A second bear case is newer and more specific: U.S. tariff policy toward Canadian energy. Cross-border pipeline flows are critical to the Mainline's economics, and any policy that disrupted the movement of Western Canadian crude to U.S. Gulf Coast refineries would reduce throughput volumes. The counter is structural: Canadian heavy crude is uniquely suited to the configuration of Gulf Coast refineries, which spent billions upgrading for heavy oil processing and have no short-term alternative feedstock. Refinery economics, not political preference, drive pipeline throughput in the medium term. The take-or-pay structure of Mainline contracts ensures payment regardless of whether shippers actually ship — protecting revenue even if temporary volume dislocations occur.
At C$77 with a 5% yield and management guiding to 3% annual dividend growth stepping to approximately 5% post-2026, the total return from current prices is approximately 8–10% per year before any multiple expansion. If the DCF multiple simply reverts from the current 13.5 times to the lower end of its historical range — 14 times — the target price on 2026 DCF of approximately $5.90 per share implies a stock price near C$82–83, or roughly 7% above current levels, before dividends. No heroic growth assumption is required; the existing backlog produces the growth, and historical norms provide the multiple.
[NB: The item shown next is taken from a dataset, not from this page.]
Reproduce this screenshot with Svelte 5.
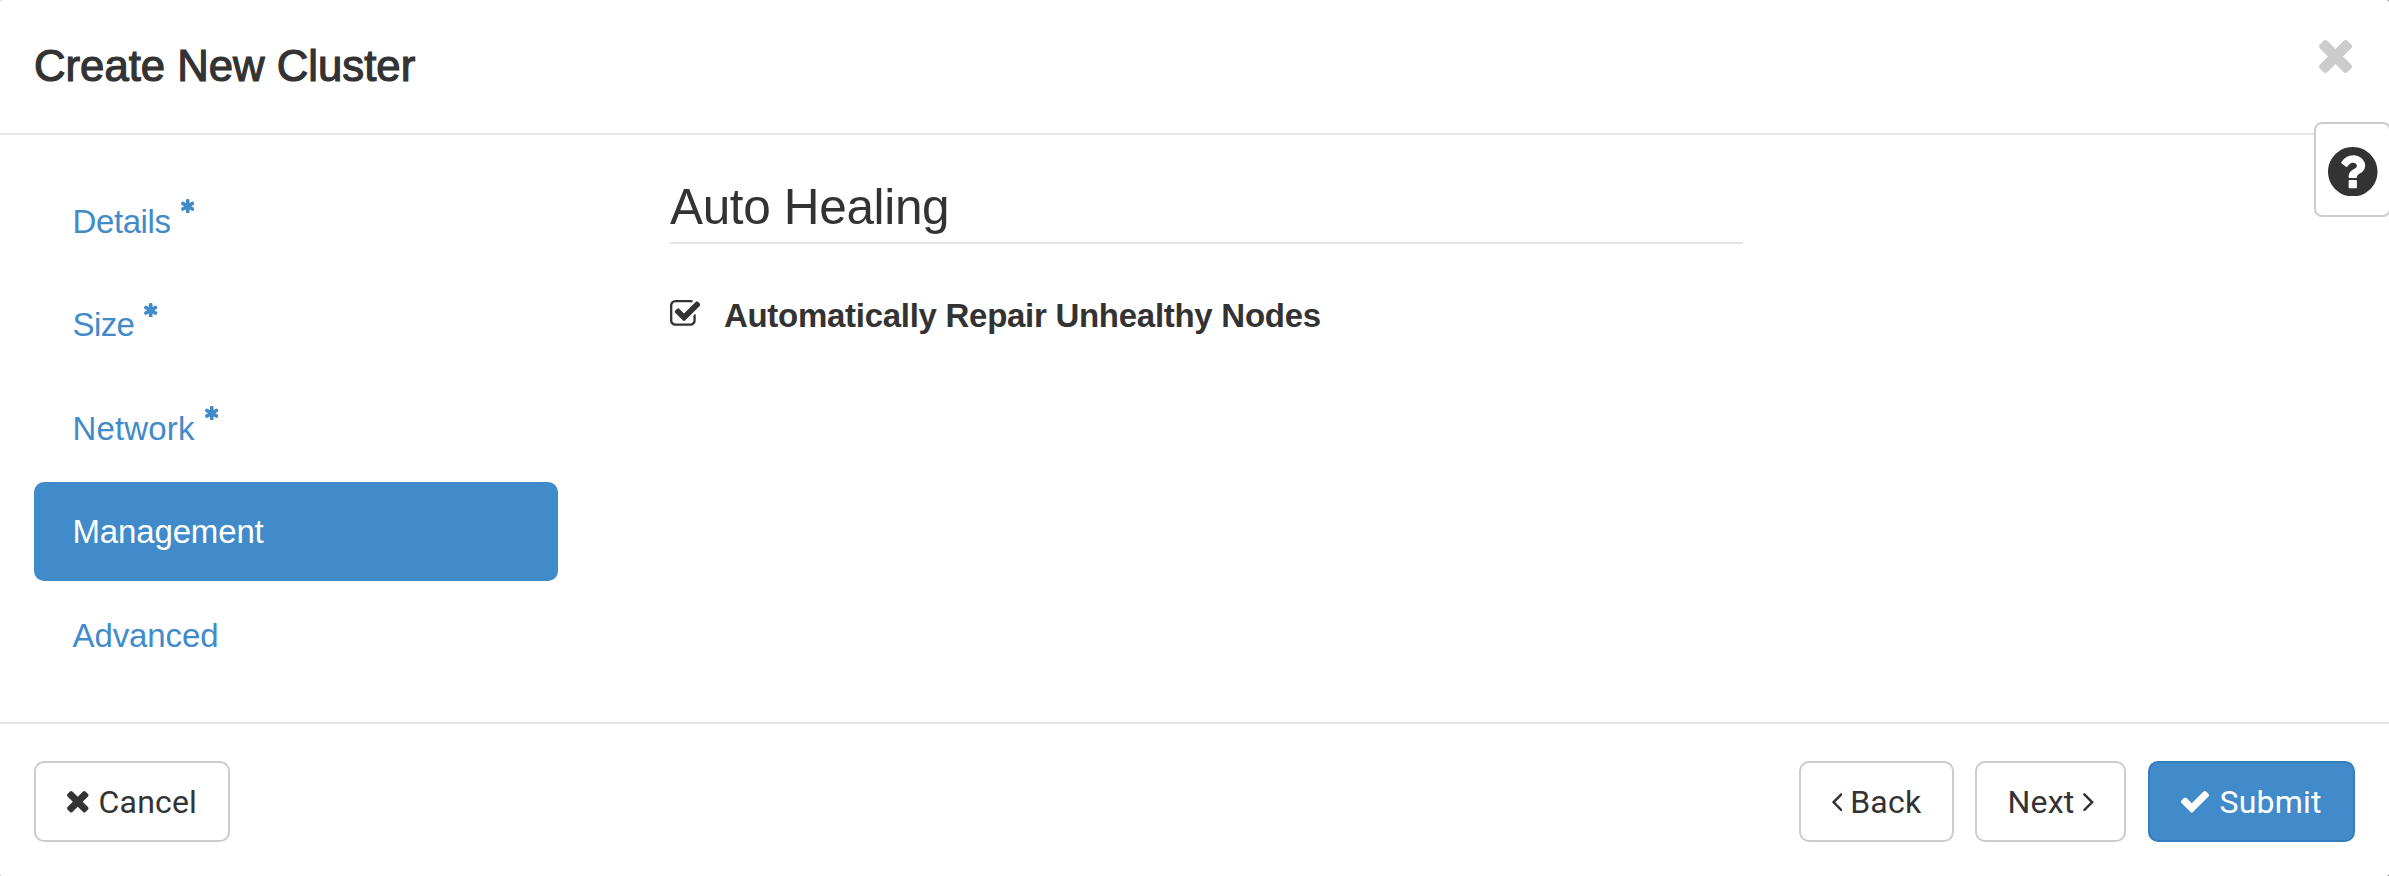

The stock would need to trade above C$95-100 — approximately 16–17 times DCF — for the return from multiple expansion to be meaningfully capped, and at that level the dividend yield would have compressed to roughly 4%, which would genuinely reduce the margin of safety.
The condition that would change the conclusion is not a market repricing — it is a structural change in the business. If Mainline throughput volumes decline consistently for two or more years without offsetting growth in the gas and utility segments, or if a regulatory proceeding produces a materially unfavorable toll settlement that impairs Liquids EBITDA below current guidance, the thesis requires reassessment. Neither condition is current. Both are worth monitoring through the annual guidance disclosures that management has used, without exception, to communicate the business's true trajectory.
The toll road has been open for business for seventy-five years. It moves more energy than any other infrastructure company on the continent. It has paid a growing dividend every year since 1995. It is priced as though that record will end — and the $39 billion backlog says it will not.